The Clippers, like many teams before them this season, just weren't able to keep James from creating space to get good looks or preventing him from getting to his preferred spots. They have indeed been struggling; this was their eighth loss in the past 11 games as both Paul and Griffin looked rusty.

But they are also the fifth-best defensive team in the league and they couldn't contain James.

"If the defense backs up, I shoot. If they get up on me, I drive. If my teammates are open, I find my teammates," James said. "The game flows for me that way. I'm in a comfort place right now where I can just go out and play free."

What's been remarkable with James' recent surge is it doesn't have an obvious root. This is the seventh consecutive season James has increased his shooting percentage, another one of those factoids that sounds reasonable but gets more impressive the more you consider it.

It wasn't like he spent all last summer in the workshop, either. After the playoffs ended in late June, James took a few days off and went right to work with Team USA for preparation for the Olympics before playing through mid-August. Then he had sponsorship commitments in Asia. Then he took some well-earned time off before training camp began.

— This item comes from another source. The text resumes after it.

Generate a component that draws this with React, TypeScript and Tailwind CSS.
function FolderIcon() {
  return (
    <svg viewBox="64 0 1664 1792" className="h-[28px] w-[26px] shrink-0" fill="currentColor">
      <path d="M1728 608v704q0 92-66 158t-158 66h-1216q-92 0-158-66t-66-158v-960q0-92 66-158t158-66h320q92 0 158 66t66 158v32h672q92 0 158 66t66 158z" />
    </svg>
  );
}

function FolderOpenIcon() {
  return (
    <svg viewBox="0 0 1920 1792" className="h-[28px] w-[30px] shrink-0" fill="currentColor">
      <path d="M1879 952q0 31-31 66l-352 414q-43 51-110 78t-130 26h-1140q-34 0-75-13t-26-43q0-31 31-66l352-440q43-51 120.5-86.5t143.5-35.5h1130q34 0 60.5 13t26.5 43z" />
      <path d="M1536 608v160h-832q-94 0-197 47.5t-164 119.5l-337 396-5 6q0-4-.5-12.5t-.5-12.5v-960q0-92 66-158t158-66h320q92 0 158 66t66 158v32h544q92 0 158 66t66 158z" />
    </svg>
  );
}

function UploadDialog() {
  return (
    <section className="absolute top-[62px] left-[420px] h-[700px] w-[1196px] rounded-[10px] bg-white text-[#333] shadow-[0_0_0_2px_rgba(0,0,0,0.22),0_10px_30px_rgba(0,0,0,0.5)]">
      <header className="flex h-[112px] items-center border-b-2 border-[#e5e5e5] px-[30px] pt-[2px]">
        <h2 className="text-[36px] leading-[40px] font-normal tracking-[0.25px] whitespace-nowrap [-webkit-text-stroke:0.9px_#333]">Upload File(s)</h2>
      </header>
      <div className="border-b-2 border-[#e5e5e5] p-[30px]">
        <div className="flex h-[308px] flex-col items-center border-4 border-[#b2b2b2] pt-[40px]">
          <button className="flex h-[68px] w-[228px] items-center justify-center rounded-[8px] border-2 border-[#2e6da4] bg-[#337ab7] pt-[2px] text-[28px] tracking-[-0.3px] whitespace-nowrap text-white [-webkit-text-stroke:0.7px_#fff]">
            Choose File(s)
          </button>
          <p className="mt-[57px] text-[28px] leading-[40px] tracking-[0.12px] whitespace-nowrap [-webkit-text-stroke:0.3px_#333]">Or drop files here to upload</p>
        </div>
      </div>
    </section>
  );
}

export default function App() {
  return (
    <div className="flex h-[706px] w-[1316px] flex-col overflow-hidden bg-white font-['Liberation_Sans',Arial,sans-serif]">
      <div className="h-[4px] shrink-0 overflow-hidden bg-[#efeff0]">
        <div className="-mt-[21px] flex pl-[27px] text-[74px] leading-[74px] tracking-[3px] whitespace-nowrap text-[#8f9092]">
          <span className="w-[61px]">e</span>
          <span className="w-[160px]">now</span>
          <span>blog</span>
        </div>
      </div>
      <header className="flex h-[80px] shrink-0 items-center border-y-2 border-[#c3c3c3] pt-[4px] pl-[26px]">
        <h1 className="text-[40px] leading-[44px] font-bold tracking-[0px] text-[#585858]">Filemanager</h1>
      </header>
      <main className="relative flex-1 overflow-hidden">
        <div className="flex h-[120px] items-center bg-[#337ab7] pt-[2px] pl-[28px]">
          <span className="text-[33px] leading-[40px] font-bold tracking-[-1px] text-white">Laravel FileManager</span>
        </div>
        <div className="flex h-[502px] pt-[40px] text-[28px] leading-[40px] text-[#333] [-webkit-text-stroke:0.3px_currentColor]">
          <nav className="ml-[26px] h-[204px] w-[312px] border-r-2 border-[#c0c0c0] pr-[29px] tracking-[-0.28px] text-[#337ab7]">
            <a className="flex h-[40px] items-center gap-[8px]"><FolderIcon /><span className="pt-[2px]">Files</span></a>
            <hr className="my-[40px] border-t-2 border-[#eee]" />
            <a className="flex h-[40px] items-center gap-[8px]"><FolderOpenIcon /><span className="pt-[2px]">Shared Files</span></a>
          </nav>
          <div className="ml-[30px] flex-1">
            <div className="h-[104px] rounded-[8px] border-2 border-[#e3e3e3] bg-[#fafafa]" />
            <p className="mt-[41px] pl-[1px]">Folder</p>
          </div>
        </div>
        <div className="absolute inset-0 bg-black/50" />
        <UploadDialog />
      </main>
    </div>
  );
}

He got his work in, but it wasn't a summer of putting up 2,000 shots a day or a revamped shooting stroke stemming from extra work with a specialist. This is just James perhaps entering the true prime of his career with his development over the past decade hitting a peak.

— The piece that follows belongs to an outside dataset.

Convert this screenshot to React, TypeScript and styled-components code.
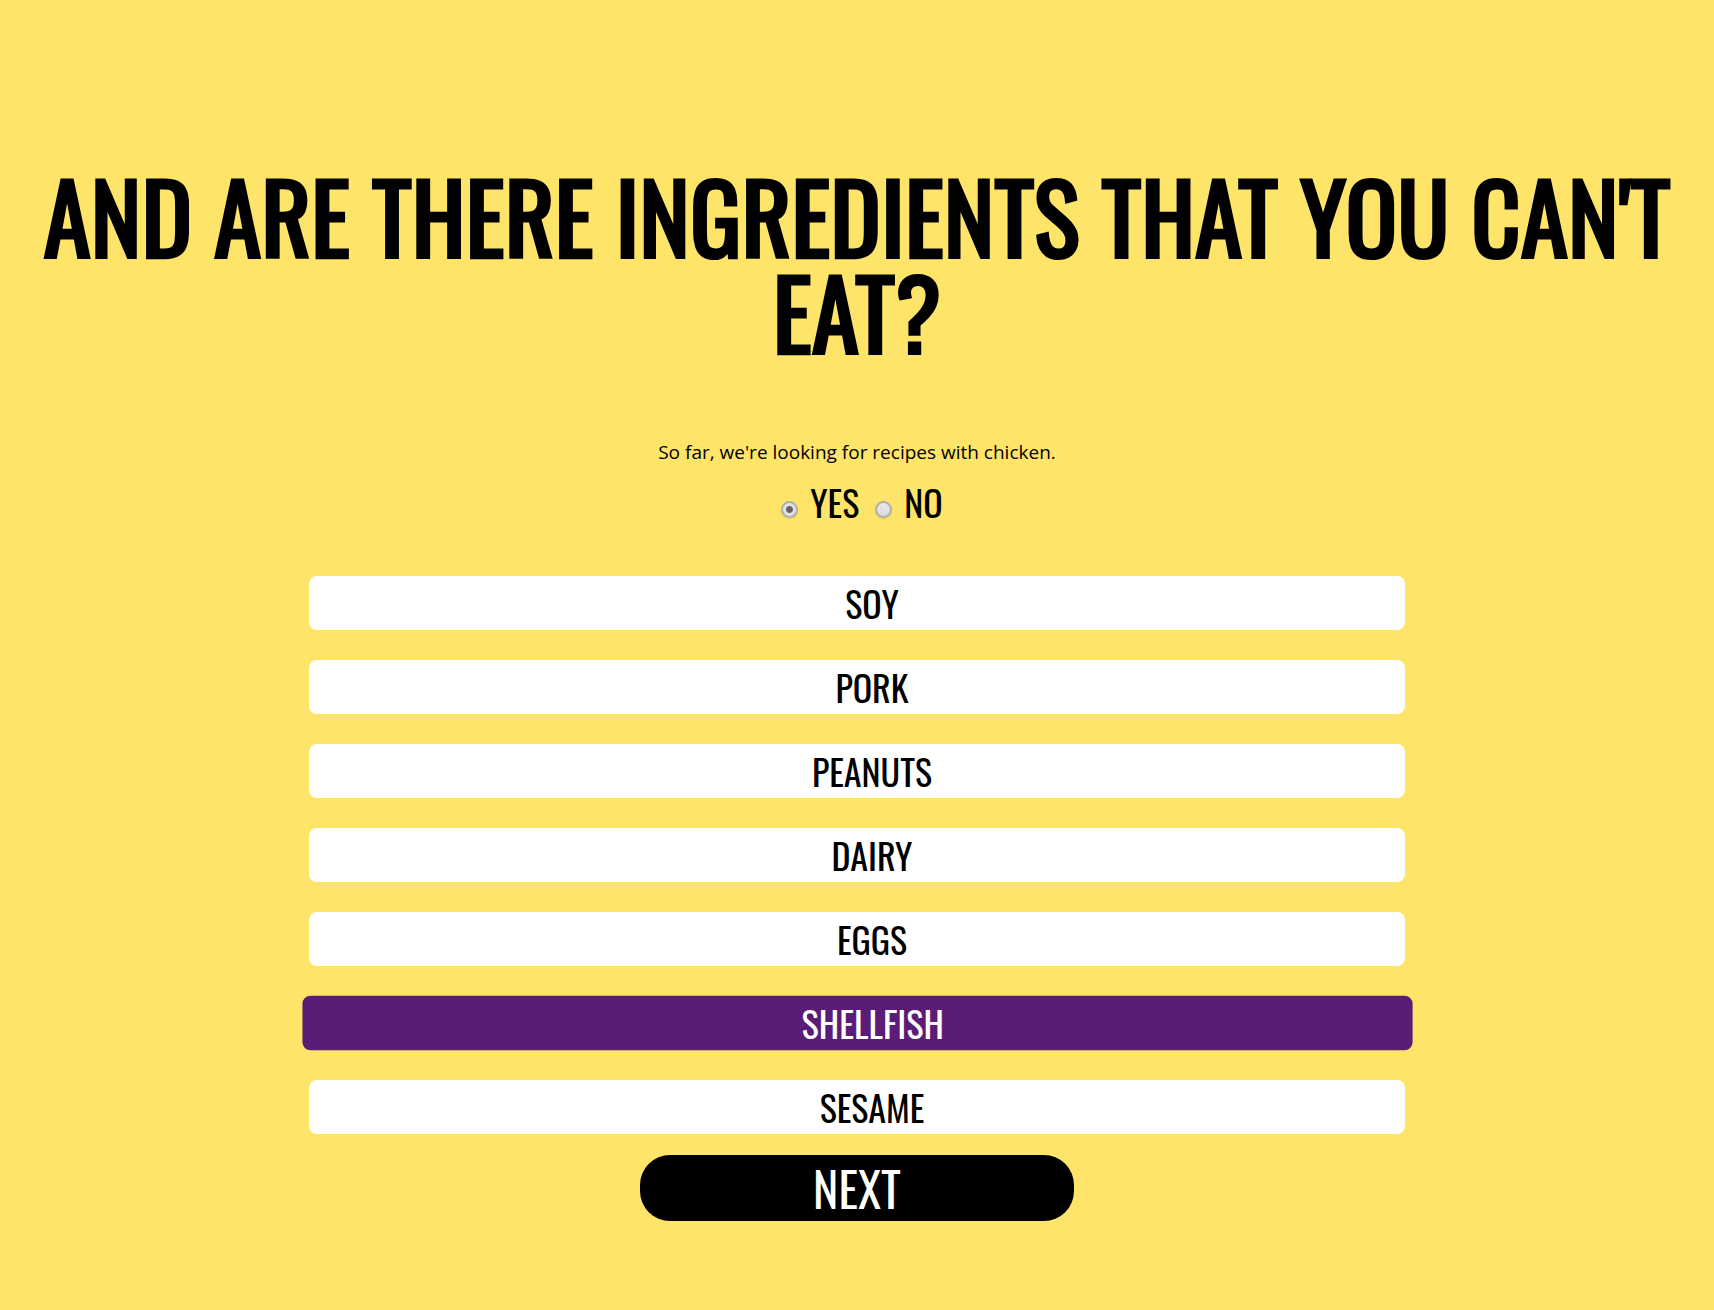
import React, { useState } from "react";
import styled, { createGlobalStyle } from "styled-components";

const display = `Oswald, "Roboto Condensed", "Open Sans Condensed", sans-serif`;

const GlobalStyle = createGlobalStyle`
  *, *::before, *::after { box-sizing: border-box; }
  body {
    margin: 0;
    background: #fee569;
    color: #000;
    font-family: ${display};
  }
`;

const Page = styled.main`
  min-height: 100vh;
  padding: 166px 40px 88px;
  display: flex;
  flex-direction: column;
  align-items: center;
`;

const Title = styled.h1`
  margin: 0;
  font-size: 96px;
  font-weight: 400;
  line-height: 96px;
  text-align: center;
  text-transform: uppercase;
  -webkit-text-stroke: 3px currentColor;
`;

const Summary = styled.p`
  margin: 81px 0 0;
  font-family: "Open Sans", sans-serif;
  font-size: 19px;
  line-height: 26px;
`;

const Choices = styled.fieldset`
  margin: 10px 0 0;
  padding: 0;
  border: 0;
  display: flex;
  gap: 6px;
`;

const Choice = styled.label`
  display: flex;
  align-items: baseline;
  gap: 12px;
  font-size: 36px;
  font-weight: 400;
  line-height: 54px;
  cursor: pointer;
`;

const Radio = styled.input`
  appearance: none;
  margin: 0 0 0 10px;
  width: 17px;
  height: 17px;
  border: 2px solid #b0b0b0;
  border-radius: 50%;
  background: linear-gradient(#e6e6e6, #dcdcdc);
  box-shadow: 0 1px 1px rgba(0, 0, 0, 0.15);

  &:checked {
    background: radial-gradient(circle, #666 3px, #e2e2e2 4px);
  }
`;

const Ingredients = styled.ul`
  list-style: none;
  margin: 47px 0 0;
  padding: 0;
  width: 64vw;
  display: flex;
  flex-direction: column;
  gap: 30px;
`;

const Ingredient = styled.label<{ $selected: boolean }>`
  display: flex;
  align-items: center;
  justify-content: center;
  height: 54px;
  border-radius: 8px;
  background: ${(p) => (p.$selected ? "#5a1c76" : "#fff")};
  color: ${(p) => (p.$selected ? "#fff" : "#000")};
  transform: ${(p) => (p.$selected ? "scale(1.012)" : "none")};
  font-size: 36px;
  font-weight: 400;
  line-height: 54px;
  text-transform: uppercase;
  cursor: pointer;
`;

const HiddenCheck = styled.input`
  appearance: none;
  width: 20px;
  height: 20px;
  margin: 0 10px 0 0;
  opacity: 0;
`;

const NextButton = styled.button`
  margin-top: 21px;
  padding: 0;
  width: 434px;
  height: 66px;
  border: 0;
  border-radius: 30px;
  background: #000;
  color: #fff;
  font-family: inherit;
  font-size: 48px;
  font-weight: 400;
  line-height: 66px;
  text-transform: uppercase;
  cursor: pointer;
`;

const ingredients = ["Soy", "Pork", "Peanuts", "Dairy", "Eggs", "Shellfish", "Sesame"];

export default function App() {
  const [restricted, setRestricted] = useState(true);
  const [selected, setSelected] = useState<string[]>(["Shellfish"]);

  const toggle = (name: string) =>
    setSelected((s) => (s.includes(name) ? s.filter((n) => n !== name) : [...s, name]));

  return (
    <>
      <GlobalStyle />
      <Page>
        <Title>And are there ingredients that you can't eat?</Title>
        <Summary>So far, we're looking for recipes with chicken.</Summary>
        <Choices>
          <Choice htmlFor="yes">
            <Radio id="yes" type="radio" name="restricted" checked={restricted} onChange={() => setRestricted(true)} />
            YES
          </Choice>
          <Choice htmlFor="no">
            <Radio id="no" type="radio" name="restricted" checked={!restricted} onChange={() => setRestricted(false)} />
            NO
          </Choice>
        </Choices>
        <Ingredients>
          {ingredients.map((name) => (
            <li key={name}>
              <Ingredient $selected={selected.includes(name)} htmlFor={name}>
                <HiddenCheck
                  id={name}
                  type="checkbox"
                  checked={selected.includes(name)}
                  onChange={() => toggle(name)}
                />
                {name}
              </Ingredient>
            </li>
          ))}
        </Ingredients>
        <NextButton type="button">Next</NextButton>
      </Page>
    </>
  );
}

But as the shooting keeps getting better, it's a wonder of where the ceiling actually is.

"I'm confident in my ability," James said. "It's great to see when you put in a lot of work and you can put it into a game situation. You're not forcing anything, you're not thinking about it, you're just playing your game. That's what I'm doing right now."

James is having his best 3-point shooting season, shooting over 40 percent. But where's he's made the biggest strides is shooting close to the basket. According to Hoopdata.com, James is shooting 58 percent on shots between 3 and 9 feet, a sizable jump from the 47 percent clip he shot in that same range last season.

That sort of improvement doesn't come from 3-point shooting contests after practice with Ray Allen, though those have maybe helped, too. James' work on improving his post game, a multi-year process, seems to be paying off. So is his experience level as he's continued to learn how to create for himself.

"He's getting good looks at the rim, our spacing is helping, he's also not letting teams off the hook," Heat coach Erik Spoelstra said. "If he has an angle he's taking it with that space. He's taking shots he's got a high percentage of making. That's the sign of a high basketball IQ player."

This current run -- James is shooting 73 percent over the last four games when he's tied the Heat's franchise record by scoring 30 points in four consecutive games -- has got to come to an end at some point.

But with the All-Star break coming up, it's become clear that what is going on is no fluke. James, already the winner of three Most Valuable Player awards, is simply assembling another brilliant season.

"One day he's going to just shoot 50 percent," Wade said. "We will take it."